[Recorded information]:
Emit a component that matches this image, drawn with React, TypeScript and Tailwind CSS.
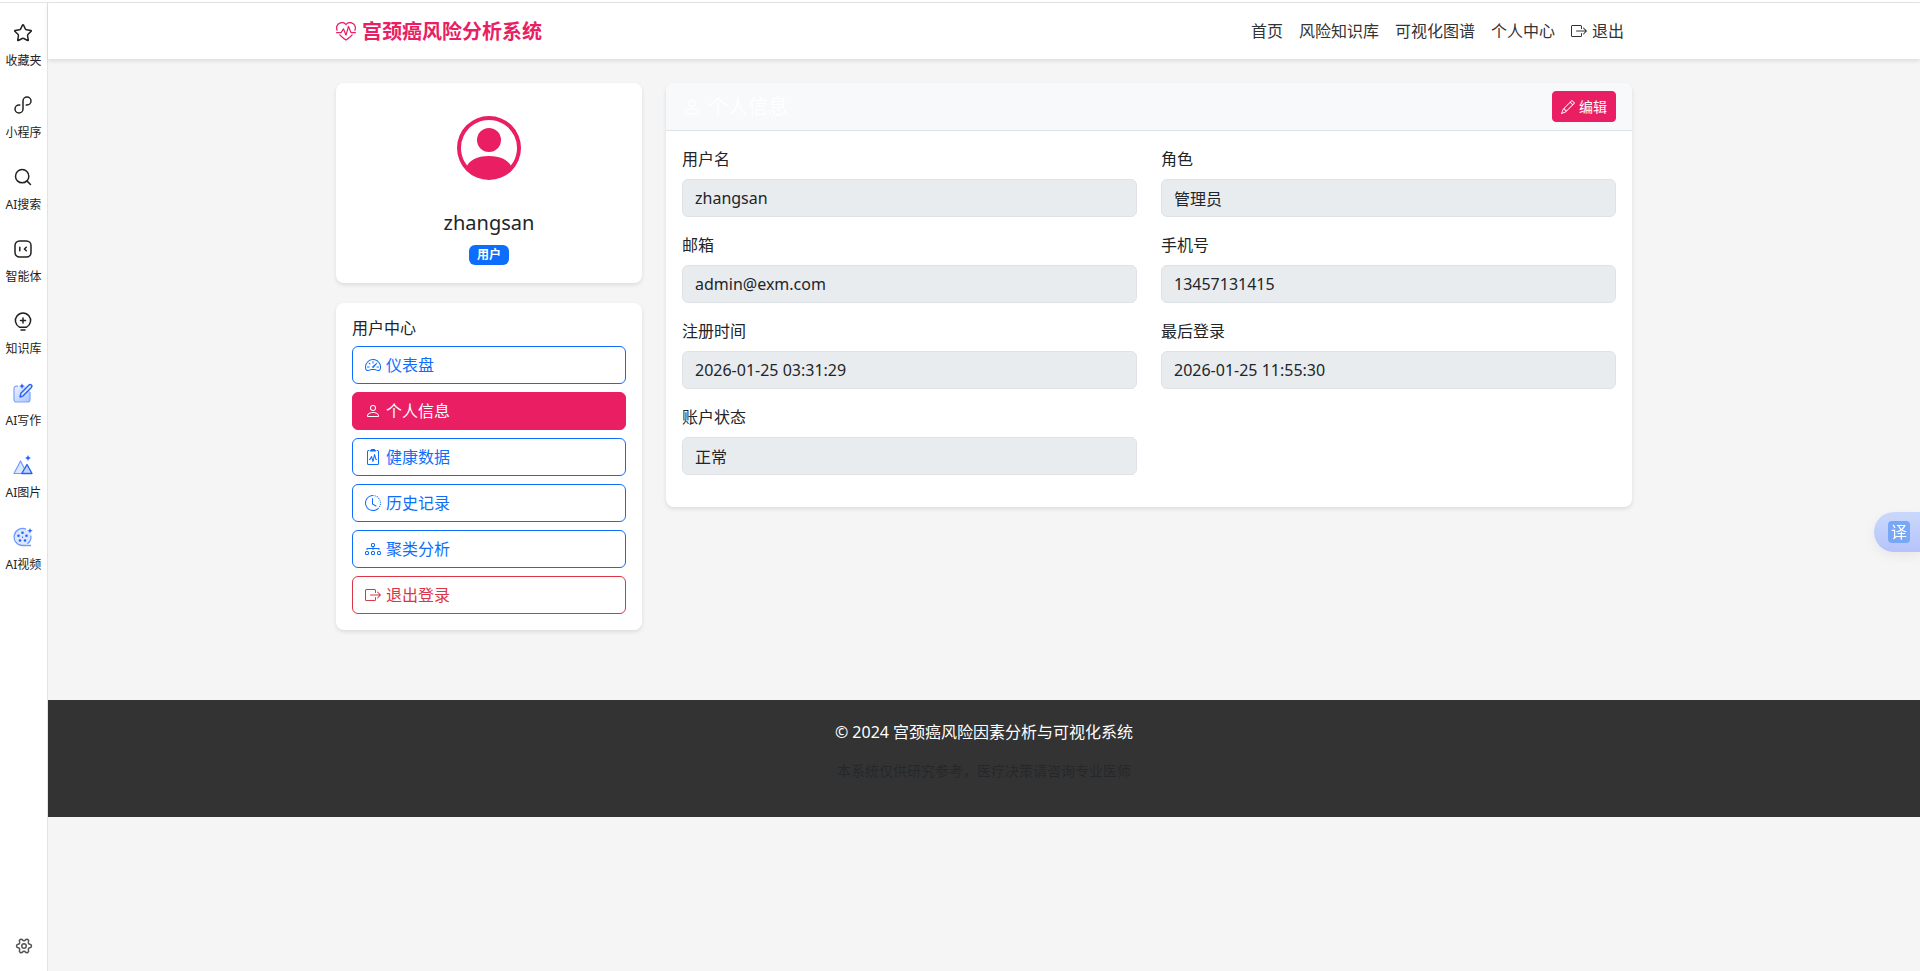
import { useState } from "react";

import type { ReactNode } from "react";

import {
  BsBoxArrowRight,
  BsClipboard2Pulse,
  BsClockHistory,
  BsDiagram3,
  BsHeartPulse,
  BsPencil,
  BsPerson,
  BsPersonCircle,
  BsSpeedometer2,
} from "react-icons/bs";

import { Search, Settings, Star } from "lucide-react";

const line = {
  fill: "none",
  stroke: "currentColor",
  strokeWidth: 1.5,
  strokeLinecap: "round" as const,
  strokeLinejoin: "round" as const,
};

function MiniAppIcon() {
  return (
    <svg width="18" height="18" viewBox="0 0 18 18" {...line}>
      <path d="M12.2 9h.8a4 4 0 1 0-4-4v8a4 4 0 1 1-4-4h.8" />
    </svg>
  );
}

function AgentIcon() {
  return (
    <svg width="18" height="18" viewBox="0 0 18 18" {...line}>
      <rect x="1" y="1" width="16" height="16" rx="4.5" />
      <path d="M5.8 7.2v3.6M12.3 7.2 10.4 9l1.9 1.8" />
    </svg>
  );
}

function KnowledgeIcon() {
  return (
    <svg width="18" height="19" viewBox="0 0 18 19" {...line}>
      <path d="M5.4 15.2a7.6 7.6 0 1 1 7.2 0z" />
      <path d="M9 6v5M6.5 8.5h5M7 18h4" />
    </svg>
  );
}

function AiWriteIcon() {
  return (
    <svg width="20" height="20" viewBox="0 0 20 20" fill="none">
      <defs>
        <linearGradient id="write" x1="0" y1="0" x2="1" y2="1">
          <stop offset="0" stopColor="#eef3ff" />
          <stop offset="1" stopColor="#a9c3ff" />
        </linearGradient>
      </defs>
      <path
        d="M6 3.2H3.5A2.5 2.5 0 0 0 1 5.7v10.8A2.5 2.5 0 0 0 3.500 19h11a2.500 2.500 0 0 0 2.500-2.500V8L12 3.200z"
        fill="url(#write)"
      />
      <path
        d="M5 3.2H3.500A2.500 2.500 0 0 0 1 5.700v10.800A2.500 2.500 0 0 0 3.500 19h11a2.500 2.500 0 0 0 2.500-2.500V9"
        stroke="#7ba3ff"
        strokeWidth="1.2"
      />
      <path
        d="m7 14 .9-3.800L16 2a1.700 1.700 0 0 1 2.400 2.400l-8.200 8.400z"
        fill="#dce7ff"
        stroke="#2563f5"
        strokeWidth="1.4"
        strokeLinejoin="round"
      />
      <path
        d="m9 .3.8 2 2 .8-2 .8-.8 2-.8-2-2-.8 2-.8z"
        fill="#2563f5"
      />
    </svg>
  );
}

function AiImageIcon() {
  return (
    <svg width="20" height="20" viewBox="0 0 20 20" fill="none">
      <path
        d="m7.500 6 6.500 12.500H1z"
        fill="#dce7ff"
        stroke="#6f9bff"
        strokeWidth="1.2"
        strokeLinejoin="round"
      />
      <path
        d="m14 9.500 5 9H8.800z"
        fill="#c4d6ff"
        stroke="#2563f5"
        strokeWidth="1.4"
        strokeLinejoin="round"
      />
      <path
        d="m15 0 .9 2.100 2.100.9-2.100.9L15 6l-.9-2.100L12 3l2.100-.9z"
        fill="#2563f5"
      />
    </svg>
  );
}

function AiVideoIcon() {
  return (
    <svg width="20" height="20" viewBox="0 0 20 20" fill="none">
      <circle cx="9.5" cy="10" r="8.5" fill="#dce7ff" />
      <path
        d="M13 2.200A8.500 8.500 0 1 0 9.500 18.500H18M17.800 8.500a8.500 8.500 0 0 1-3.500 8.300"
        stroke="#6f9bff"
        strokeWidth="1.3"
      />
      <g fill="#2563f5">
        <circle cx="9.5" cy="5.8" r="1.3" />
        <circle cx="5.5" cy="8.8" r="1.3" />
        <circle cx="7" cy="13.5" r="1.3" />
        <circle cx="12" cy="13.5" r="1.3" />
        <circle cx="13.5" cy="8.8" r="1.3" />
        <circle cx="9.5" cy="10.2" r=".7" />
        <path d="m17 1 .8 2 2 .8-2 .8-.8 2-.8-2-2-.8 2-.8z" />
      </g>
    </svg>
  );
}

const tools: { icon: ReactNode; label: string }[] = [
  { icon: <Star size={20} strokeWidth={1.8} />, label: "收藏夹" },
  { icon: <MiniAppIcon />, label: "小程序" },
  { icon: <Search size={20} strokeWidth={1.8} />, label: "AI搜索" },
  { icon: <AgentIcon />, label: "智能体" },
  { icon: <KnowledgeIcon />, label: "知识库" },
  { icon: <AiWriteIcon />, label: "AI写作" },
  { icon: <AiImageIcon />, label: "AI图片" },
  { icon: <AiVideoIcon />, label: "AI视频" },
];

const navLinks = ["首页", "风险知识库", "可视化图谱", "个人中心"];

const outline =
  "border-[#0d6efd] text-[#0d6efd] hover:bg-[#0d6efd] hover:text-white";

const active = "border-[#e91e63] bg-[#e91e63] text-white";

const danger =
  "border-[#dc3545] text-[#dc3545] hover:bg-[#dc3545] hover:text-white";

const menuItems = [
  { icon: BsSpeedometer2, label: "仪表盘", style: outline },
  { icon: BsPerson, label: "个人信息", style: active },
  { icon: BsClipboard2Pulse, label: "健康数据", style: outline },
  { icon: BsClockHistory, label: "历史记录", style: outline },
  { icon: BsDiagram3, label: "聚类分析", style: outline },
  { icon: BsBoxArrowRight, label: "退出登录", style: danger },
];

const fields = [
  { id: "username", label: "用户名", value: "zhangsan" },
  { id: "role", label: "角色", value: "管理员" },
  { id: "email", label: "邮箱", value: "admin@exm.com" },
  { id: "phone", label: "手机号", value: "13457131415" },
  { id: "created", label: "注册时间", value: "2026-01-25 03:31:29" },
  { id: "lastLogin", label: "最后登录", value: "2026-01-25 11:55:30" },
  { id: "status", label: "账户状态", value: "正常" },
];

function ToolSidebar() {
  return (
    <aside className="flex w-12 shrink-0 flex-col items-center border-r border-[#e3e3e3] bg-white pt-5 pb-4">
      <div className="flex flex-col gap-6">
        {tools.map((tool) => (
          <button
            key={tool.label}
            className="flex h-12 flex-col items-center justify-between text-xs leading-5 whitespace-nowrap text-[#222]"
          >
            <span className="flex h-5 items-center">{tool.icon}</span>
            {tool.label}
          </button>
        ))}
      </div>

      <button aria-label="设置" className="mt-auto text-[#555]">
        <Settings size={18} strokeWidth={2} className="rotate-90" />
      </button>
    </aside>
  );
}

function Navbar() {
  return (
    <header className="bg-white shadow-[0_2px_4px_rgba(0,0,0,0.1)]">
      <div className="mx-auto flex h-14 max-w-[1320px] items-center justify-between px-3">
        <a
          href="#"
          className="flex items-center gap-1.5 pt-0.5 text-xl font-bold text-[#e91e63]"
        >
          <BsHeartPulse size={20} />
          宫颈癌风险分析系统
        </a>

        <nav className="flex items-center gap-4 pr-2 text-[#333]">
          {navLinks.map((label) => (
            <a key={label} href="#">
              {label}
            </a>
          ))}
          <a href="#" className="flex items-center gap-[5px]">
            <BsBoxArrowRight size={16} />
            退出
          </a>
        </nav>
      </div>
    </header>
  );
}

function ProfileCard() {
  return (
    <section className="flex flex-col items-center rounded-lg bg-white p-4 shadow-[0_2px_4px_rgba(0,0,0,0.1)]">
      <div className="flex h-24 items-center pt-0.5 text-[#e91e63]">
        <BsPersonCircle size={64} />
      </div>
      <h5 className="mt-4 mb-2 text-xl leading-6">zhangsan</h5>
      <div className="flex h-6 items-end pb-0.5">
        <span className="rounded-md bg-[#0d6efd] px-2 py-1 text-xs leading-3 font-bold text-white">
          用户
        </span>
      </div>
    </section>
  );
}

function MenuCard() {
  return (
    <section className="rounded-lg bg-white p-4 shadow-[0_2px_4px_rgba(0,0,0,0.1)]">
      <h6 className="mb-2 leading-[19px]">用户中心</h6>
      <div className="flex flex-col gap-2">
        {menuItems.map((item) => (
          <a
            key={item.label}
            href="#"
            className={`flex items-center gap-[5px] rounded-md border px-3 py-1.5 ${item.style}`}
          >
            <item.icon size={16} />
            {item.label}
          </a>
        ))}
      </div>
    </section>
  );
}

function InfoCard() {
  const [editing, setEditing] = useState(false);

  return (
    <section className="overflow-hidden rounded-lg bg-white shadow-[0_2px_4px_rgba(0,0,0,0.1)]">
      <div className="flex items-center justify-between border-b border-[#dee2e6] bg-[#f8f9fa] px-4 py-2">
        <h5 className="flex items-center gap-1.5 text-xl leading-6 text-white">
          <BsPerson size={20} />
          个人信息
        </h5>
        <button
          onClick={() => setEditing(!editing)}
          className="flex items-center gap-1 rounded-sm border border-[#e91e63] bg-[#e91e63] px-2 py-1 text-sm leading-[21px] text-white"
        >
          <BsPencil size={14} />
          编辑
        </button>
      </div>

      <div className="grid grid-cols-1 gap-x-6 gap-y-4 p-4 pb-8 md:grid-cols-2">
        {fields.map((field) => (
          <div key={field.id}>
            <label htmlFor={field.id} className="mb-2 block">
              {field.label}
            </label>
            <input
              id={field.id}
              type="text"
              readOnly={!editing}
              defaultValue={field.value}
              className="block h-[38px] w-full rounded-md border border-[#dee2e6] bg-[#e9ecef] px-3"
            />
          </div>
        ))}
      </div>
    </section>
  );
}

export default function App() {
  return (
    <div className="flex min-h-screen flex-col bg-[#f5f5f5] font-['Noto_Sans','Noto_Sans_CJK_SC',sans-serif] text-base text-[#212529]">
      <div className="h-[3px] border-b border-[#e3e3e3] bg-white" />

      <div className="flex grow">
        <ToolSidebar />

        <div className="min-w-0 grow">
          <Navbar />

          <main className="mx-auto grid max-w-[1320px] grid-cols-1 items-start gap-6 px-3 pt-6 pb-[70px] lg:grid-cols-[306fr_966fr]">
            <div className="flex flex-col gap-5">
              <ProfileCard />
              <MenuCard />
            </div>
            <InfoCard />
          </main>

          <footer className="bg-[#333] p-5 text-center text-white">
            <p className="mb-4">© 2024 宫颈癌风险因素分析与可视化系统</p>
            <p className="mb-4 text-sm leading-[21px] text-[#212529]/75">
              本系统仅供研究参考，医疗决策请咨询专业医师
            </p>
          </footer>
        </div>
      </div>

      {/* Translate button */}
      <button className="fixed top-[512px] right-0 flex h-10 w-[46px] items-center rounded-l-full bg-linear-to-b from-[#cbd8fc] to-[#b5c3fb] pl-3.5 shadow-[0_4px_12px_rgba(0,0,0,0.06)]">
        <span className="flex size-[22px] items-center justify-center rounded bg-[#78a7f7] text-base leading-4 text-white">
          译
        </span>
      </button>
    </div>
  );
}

[Exercise]: Give again, exactly, the lines from the start of the data through the one holding "Search, Settings, Star"; omit the pictures.

[Completed exercise]:
Emit a component that matches this image, drawn with React, TypeScript and Tailwind CSS.
import { useState } from "react";

import type { ReactNode } from "react";

import {
  BsBoxArrowRight,
  BsClipboard2Pulse,
  BsClockHistory,
  BsDiagram3,
  BsHeartPulse,
  BsPencil,
  BsPerson,
  BsPersonCircle,
  BsSpeedometer2,
} from "react-icons/bs";

import { Search, Settings, Star } from "lucide-react";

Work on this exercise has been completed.